» **Set exercise**
Copy out each line of the data that holds the word "screenshot".
## Begin Material to process
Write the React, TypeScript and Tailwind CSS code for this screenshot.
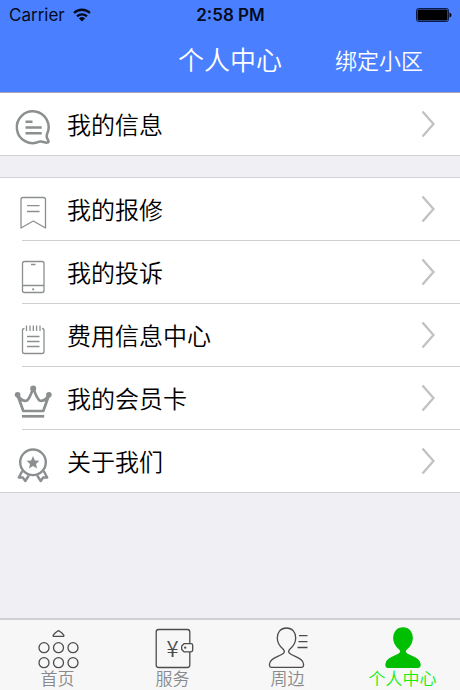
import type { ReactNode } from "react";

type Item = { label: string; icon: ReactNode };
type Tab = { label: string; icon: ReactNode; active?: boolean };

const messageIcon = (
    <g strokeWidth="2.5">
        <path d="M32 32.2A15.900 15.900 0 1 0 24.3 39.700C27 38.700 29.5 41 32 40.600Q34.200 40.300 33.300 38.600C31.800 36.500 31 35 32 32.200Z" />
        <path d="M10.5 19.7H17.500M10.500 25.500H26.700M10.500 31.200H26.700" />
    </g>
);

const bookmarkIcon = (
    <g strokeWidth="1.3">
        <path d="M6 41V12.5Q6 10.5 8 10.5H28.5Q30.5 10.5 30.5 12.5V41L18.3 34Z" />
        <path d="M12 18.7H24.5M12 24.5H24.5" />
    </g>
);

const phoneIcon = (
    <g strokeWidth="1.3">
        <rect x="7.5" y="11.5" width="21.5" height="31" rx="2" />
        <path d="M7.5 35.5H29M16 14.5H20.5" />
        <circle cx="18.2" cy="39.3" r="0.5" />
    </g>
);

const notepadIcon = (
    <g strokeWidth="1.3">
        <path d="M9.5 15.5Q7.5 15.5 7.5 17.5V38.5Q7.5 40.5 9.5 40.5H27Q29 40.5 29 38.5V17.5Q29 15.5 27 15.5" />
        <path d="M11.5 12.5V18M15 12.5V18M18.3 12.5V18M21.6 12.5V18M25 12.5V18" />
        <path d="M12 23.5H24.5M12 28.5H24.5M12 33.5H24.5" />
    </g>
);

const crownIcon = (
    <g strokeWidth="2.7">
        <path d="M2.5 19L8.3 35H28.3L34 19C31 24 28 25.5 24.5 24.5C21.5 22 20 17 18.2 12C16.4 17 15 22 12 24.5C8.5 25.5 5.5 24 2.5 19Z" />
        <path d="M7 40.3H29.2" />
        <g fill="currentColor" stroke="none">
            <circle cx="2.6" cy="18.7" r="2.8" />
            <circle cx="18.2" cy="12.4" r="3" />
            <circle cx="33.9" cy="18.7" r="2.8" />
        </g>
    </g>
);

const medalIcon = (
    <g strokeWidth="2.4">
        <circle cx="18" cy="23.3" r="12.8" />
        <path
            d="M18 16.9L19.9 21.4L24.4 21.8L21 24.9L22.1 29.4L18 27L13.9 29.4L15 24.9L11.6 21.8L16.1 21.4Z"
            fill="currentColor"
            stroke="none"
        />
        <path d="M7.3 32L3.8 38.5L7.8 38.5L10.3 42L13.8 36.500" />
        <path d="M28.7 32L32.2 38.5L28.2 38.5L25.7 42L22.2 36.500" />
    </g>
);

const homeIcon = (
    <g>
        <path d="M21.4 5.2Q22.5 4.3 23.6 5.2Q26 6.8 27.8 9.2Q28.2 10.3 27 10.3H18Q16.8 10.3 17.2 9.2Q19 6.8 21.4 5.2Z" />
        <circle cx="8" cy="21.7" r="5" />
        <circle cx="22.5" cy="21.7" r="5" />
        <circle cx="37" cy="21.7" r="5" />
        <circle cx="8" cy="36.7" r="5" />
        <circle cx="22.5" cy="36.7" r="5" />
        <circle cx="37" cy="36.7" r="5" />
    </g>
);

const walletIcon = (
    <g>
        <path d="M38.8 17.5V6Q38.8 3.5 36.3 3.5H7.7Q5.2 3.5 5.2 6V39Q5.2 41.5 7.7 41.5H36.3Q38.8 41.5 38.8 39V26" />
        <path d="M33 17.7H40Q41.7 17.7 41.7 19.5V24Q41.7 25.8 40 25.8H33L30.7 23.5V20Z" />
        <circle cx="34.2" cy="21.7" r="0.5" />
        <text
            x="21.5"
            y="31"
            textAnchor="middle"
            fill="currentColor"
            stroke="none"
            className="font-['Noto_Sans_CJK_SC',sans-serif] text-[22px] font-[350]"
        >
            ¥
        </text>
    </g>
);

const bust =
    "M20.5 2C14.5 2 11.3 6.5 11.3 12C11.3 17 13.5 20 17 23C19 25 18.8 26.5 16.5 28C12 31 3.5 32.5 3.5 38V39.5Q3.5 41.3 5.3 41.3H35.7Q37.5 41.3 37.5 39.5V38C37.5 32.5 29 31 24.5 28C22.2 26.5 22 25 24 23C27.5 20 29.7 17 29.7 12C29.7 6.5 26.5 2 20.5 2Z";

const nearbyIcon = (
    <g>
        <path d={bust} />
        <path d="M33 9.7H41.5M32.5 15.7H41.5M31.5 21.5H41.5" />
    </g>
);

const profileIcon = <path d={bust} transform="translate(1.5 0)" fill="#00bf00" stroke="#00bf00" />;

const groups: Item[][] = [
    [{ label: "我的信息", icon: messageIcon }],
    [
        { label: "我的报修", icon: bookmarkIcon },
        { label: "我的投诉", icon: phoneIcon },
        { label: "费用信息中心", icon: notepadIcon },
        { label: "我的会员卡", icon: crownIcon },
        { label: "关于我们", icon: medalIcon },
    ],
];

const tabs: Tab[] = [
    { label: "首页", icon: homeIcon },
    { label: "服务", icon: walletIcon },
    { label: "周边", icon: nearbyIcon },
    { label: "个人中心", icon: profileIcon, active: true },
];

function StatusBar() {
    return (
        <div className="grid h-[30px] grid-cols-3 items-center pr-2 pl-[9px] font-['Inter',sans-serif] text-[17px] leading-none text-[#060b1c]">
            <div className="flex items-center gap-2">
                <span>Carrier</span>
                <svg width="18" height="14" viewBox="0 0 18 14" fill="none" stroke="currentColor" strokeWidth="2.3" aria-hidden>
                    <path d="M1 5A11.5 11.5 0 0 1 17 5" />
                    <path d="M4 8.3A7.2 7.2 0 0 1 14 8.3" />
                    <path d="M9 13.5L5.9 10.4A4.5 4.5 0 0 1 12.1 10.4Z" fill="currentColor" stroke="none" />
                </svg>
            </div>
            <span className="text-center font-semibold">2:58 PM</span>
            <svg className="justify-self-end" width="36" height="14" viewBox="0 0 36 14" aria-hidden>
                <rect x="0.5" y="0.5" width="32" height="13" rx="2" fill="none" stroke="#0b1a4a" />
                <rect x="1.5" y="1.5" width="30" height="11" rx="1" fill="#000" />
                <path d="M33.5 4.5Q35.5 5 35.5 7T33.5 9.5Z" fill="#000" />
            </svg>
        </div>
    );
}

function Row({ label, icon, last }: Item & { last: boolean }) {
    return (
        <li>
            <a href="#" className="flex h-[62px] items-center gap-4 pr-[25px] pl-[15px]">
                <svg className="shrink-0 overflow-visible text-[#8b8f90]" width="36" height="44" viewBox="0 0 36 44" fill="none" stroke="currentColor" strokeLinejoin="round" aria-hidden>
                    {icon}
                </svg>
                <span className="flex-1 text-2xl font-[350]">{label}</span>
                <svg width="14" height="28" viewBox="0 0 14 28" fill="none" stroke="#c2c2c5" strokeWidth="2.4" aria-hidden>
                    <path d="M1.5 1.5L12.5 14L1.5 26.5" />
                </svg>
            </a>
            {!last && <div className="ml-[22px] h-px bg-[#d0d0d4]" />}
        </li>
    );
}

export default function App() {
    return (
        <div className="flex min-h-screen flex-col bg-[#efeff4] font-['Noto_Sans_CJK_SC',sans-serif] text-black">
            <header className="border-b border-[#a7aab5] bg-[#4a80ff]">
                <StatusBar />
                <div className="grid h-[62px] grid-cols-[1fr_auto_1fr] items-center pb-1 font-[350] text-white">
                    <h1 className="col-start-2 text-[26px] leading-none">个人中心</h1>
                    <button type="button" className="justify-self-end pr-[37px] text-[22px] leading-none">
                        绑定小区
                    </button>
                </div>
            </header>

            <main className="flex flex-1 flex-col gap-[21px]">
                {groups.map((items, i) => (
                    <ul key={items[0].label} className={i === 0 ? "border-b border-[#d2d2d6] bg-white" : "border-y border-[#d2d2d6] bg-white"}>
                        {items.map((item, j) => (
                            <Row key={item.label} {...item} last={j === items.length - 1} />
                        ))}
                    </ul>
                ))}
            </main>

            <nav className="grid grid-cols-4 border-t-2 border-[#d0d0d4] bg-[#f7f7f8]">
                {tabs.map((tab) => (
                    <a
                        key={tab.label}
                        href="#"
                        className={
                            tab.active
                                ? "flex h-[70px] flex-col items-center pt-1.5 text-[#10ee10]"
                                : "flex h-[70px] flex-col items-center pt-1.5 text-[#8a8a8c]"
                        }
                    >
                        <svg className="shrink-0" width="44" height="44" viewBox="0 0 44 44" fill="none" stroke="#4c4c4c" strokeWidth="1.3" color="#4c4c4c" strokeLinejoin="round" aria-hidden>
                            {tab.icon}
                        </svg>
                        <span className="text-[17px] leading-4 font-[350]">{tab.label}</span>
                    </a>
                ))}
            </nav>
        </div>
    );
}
## End Material to process
## Begin Material to process
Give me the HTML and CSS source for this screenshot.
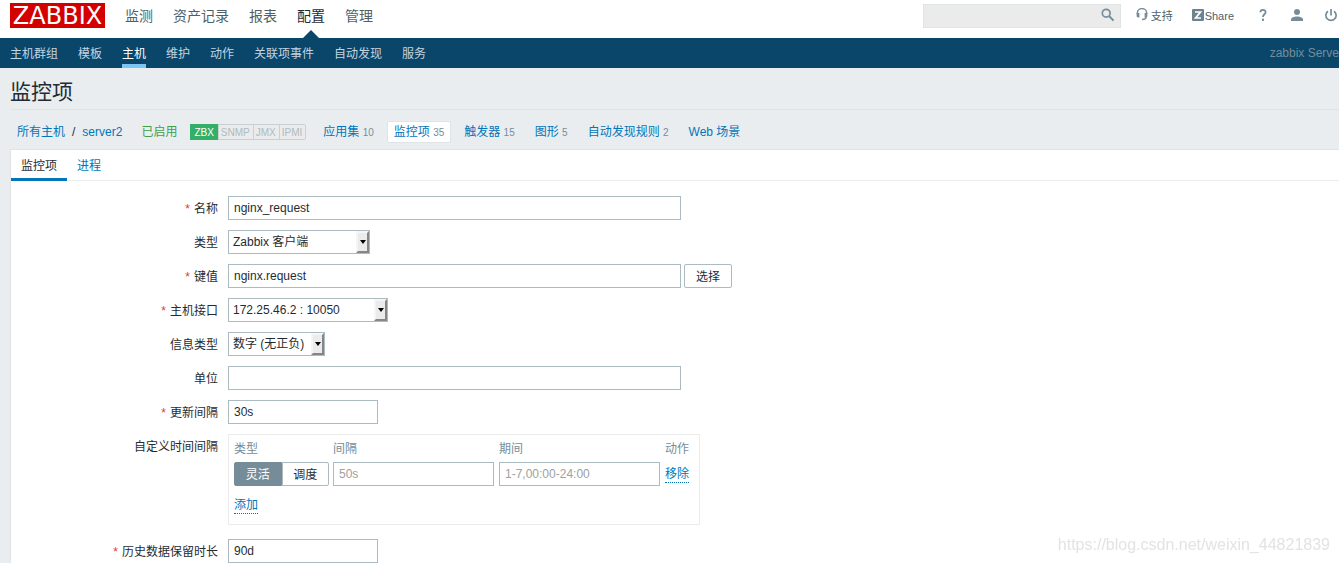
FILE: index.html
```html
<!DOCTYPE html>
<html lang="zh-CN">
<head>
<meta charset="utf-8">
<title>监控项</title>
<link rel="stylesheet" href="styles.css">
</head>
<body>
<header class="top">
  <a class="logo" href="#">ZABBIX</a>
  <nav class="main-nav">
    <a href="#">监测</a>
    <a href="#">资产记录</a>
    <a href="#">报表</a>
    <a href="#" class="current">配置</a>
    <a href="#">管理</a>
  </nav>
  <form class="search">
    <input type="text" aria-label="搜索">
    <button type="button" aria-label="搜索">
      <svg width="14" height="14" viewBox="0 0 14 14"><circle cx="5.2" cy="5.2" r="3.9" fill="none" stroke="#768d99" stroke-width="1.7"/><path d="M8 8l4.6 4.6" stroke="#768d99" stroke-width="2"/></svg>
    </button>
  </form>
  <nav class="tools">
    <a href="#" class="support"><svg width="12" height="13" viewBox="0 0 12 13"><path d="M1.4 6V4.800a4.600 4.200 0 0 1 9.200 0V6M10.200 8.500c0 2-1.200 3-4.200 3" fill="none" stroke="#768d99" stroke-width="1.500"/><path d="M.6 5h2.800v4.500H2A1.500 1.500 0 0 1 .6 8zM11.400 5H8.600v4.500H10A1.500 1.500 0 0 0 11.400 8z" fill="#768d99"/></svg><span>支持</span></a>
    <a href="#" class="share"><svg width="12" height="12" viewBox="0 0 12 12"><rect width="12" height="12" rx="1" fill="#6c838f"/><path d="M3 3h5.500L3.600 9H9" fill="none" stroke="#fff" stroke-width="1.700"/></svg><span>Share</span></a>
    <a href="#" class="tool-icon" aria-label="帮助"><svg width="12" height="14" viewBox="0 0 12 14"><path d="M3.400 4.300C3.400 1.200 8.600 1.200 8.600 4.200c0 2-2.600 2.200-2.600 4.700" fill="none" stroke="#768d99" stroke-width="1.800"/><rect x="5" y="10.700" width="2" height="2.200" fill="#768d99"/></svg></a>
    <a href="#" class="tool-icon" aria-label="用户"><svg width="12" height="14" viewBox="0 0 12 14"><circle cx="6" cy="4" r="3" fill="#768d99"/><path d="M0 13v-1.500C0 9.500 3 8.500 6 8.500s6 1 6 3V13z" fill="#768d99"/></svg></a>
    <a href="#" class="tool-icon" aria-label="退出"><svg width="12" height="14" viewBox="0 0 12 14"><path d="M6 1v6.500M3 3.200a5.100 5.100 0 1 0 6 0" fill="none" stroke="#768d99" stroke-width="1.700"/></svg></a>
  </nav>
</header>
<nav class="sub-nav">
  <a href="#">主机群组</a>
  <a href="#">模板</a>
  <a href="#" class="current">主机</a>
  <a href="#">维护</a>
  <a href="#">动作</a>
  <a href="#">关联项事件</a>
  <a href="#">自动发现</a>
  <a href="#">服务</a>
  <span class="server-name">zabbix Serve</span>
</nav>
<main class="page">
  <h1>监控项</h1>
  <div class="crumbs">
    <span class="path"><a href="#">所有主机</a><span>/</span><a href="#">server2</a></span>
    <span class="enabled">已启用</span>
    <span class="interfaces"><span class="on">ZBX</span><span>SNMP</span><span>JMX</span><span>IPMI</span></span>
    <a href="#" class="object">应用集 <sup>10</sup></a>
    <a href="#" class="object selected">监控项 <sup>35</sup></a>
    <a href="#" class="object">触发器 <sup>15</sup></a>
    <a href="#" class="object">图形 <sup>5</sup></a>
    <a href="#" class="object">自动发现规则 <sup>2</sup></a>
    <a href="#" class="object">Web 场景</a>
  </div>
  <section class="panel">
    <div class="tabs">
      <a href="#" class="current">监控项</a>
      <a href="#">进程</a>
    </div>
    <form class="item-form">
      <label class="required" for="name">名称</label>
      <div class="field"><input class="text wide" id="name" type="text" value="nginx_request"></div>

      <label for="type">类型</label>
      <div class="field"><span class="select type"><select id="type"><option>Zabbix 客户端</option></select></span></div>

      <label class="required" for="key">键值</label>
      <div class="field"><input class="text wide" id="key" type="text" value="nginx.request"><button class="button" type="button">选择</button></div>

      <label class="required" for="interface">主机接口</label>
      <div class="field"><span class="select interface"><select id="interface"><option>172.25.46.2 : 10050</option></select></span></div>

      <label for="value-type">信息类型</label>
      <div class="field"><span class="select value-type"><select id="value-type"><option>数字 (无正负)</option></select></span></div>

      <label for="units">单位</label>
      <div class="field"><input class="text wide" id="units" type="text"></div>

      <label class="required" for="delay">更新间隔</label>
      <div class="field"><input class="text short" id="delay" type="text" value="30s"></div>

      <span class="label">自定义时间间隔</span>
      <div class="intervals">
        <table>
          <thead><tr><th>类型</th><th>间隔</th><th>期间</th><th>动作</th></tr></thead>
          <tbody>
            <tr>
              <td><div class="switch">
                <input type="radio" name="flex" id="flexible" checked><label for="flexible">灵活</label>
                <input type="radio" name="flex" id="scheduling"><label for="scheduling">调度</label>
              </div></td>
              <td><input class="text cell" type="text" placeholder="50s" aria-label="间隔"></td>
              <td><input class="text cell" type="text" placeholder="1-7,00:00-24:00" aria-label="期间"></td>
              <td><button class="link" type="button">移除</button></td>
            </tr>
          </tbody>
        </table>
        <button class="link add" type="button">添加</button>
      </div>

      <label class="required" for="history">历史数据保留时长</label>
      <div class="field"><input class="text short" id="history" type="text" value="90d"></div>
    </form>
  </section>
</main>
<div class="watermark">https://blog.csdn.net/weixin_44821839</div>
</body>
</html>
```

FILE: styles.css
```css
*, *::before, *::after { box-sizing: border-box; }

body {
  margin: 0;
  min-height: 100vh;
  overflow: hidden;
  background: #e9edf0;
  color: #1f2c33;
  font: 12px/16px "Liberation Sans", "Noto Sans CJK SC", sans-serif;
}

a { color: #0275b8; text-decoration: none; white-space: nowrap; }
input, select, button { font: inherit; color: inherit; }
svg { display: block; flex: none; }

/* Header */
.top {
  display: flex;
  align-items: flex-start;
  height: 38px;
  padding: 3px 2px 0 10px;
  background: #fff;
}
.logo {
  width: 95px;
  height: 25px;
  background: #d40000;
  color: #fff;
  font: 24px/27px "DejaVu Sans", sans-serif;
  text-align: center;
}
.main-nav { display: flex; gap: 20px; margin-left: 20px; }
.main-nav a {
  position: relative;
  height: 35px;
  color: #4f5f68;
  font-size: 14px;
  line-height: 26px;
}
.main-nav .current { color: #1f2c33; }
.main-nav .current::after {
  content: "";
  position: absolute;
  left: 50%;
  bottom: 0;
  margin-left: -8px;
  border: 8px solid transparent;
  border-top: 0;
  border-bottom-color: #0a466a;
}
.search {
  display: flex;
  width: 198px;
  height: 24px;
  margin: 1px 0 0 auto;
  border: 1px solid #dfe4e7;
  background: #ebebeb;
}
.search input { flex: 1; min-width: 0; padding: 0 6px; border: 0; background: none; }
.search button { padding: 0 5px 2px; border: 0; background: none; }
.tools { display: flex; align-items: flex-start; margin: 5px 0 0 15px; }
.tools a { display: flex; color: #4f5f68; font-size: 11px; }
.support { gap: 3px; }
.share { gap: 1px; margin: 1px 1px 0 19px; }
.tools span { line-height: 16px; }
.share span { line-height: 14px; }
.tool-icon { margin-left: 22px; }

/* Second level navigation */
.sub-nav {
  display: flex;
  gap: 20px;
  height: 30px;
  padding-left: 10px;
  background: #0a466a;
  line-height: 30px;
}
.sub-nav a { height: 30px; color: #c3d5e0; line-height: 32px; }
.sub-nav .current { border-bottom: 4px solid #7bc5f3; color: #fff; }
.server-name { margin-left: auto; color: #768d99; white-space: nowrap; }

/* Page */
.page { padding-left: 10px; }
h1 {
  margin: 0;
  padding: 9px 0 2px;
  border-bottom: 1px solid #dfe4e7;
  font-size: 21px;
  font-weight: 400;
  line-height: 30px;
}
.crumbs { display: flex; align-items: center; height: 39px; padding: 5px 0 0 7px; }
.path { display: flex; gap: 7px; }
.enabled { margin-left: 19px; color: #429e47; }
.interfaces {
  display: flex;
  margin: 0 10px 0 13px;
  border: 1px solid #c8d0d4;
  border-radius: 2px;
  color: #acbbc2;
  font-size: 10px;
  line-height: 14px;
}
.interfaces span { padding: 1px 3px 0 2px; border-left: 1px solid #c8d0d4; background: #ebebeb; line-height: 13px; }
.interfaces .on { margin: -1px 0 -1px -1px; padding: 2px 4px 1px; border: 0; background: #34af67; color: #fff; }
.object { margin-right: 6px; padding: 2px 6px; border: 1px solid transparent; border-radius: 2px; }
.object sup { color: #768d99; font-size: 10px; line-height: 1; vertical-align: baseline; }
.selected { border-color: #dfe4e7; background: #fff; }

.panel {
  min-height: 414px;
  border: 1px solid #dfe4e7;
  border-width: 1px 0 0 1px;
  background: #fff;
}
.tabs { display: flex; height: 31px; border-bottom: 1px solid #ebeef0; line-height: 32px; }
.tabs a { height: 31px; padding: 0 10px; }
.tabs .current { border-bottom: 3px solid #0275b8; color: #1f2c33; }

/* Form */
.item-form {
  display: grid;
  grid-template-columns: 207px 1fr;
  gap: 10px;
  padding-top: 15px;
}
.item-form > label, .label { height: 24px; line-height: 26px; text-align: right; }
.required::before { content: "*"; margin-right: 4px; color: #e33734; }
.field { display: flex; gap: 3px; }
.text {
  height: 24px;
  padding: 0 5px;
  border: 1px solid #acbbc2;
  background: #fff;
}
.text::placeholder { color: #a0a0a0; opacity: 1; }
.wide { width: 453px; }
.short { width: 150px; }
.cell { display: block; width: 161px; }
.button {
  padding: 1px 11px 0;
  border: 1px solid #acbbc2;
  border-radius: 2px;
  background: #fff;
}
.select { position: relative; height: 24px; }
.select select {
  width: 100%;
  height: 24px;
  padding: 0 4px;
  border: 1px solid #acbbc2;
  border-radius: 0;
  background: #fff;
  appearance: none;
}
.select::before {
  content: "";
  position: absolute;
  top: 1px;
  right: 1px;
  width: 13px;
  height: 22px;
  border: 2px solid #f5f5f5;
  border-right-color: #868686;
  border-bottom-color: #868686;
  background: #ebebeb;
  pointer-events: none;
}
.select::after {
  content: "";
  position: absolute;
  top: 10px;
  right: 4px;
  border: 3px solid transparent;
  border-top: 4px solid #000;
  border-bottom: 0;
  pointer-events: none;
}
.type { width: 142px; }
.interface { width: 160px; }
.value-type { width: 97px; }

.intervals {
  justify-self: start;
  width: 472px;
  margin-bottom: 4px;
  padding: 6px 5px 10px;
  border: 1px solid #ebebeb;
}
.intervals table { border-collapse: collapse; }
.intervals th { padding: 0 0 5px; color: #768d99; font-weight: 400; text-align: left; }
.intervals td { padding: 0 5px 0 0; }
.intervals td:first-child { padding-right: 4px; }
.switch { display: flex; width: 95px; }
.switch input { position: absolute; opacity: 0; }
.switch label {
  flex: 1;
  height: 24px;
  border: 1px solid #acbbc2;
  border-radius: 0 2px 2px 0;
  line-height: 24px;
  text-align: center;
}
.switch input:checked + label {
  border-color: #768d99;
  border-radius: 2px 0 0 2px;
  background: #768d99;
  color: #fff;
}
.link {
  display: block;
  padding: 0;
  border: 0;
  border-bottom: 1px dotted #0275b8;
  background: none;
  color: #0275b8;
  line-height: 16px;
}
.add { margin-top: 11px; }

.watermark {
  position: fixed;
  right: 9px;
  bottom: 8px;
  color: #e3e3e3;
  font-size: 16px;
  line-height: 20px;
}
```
## End Material to process
» **Task result**
Write the React, TypeScript and Tailwind CSS code for this screenshot.
Give me the HTML and CSS source for this screenshot.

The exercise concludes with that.